Your instructions:
Can you transcribe the data exactly? Leave the pictures out.
====== Data provided
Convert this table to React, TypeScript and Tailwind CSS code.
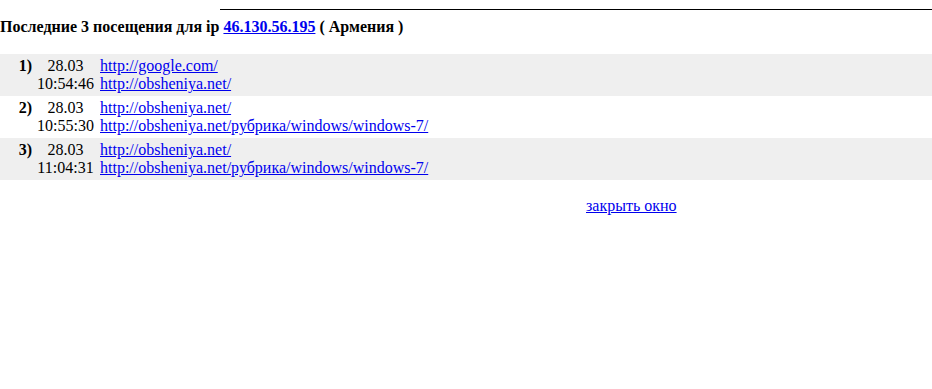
import React from "react"

const visits = [
  { n: "1)", date: "28.03", time: "10:54:46", from: "http://google.com/", to: "http://obsheniya.net/" },
  { n: "2)", date: "28.03", time: "10:55:30", from: "http://obsheniya.net/", to: "http://obsheniya.net/рубрика/windows/windows-7/" },
  { n: "3)", date: "28.03", time: "11:04:31", from: "http://obsheniya.net/", to: "http://obsheniya.net/рубрика/windows/windows-7/" },
]

export default function App() {
  return (
    <div className="min-h-[389px] bg-white text-black text-[16px] leading-[18px] font-['Liberation_Serif','Times_New_Roman',serif]">
      <div className="pt-[9px]">
        <div className="ml-[220px] h-px bg-black" />
      </div>

      <div className="mt-[8px] font-bold">
        Последние 3 посещения для ip{" "}
        <a href="#" className="text-[#0000ee] underline">46.130.56.195</a>{" "}
        ( Армения )
      </div>

      <div className="mt-[18px]">
        {visits.map((v, i) => (
          <div
            key={v.n}
            className={`grid grid-cols-[34px_63px_1fr] py-[3px] ${i % 2 === 0 ? "bg-[#efefef]" : "bg-white"}`}
          >
            <div className="text-right pr-[2px] font-bold">{v.n}</div>
            <div className="text-center">
              <div>{v.date}</div>
              <div>{v.time}</div>
            </div>
            <div className="pl-[3px]">
              <div><a href="#" className="text-[#0000ee] underline">{v.from}</a></div>
              <div><a href="#" className="text-[#0000ee] underline">{v.to}</a></div>
            </div>
          </div>
        ))}
      </div>

      <div className="mt-[17px] ml-[586px]">
        <a href="#" className="text-[#0000ee] underline">закрыть окно</a>
      </div>
    </div>
  )
}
============
Task result:
Convert this table to React, TypeScript and Tailwind CSS code.
import React from "react"

const visits = [
  { n: "1)", date: "28.03", time: "10:54:46", from: "http://google.com/", to: "http://obsheniya.net/" },
  { n: "2)", date: "28.03", time: "10:55:30", from: "http://obsheniya.net/", to: "http://obsheniya.net/рубрика/windows/windows-7/" },
  { n: "3)", date: "28.03", time: "11:04:31", from: "http://obsheniya.net/", to: "http://obsheniya.net/рубрика/windows/windows-7/" },
]

export default function App() {
  return (
    <div className="min-h-[389px] bg-white text-black text-[16px] leading-[18px] font-['Liberation_Serif','Times_New_Roman',serif]">
      <div className="pt-[9px]">
        <div className="ml-[220px] h-px bg-black" />
      </div>

      <div className="mt-[8px] font-bold">
        Последние 3 посещения для ip{" "}
        <a href="#" className="text-[#0000ee] underline">46.130.56.195</a>{" "}
        ( Армения )
      </div>

      <div className="mt-[18px]">
        {visits.map((v, i) => (
          <div
            key={v.n}
            className={`grid grid-cols-[34px_63px_1fr] py-[3px] ${i % 2 === 0 ? "bg-[#efefef]" : "bg-white"}`}
          >
            <div className="text-right pr-[2px] font-bold">{v.n}</div>
            <div className="text-center">
              <div>{v.date}</div>
              <div>{v.time}</div>
            </div>
            <div className="pl-[3px]">
              <div><a href="#" className="text-[#0000ee] underline">{v.from}</a></div>
              <div><a href="#" className="text-[#0000ee] underline">{v.to}</a></div>
            </div>
          </div>
        ))}
      </div>

      <div className="mt-[17px] ml-[586px]">
        <a href="#" className="text-[#0000ee] underline">закрыть окно</a>
      </div>
    </div>
  )
}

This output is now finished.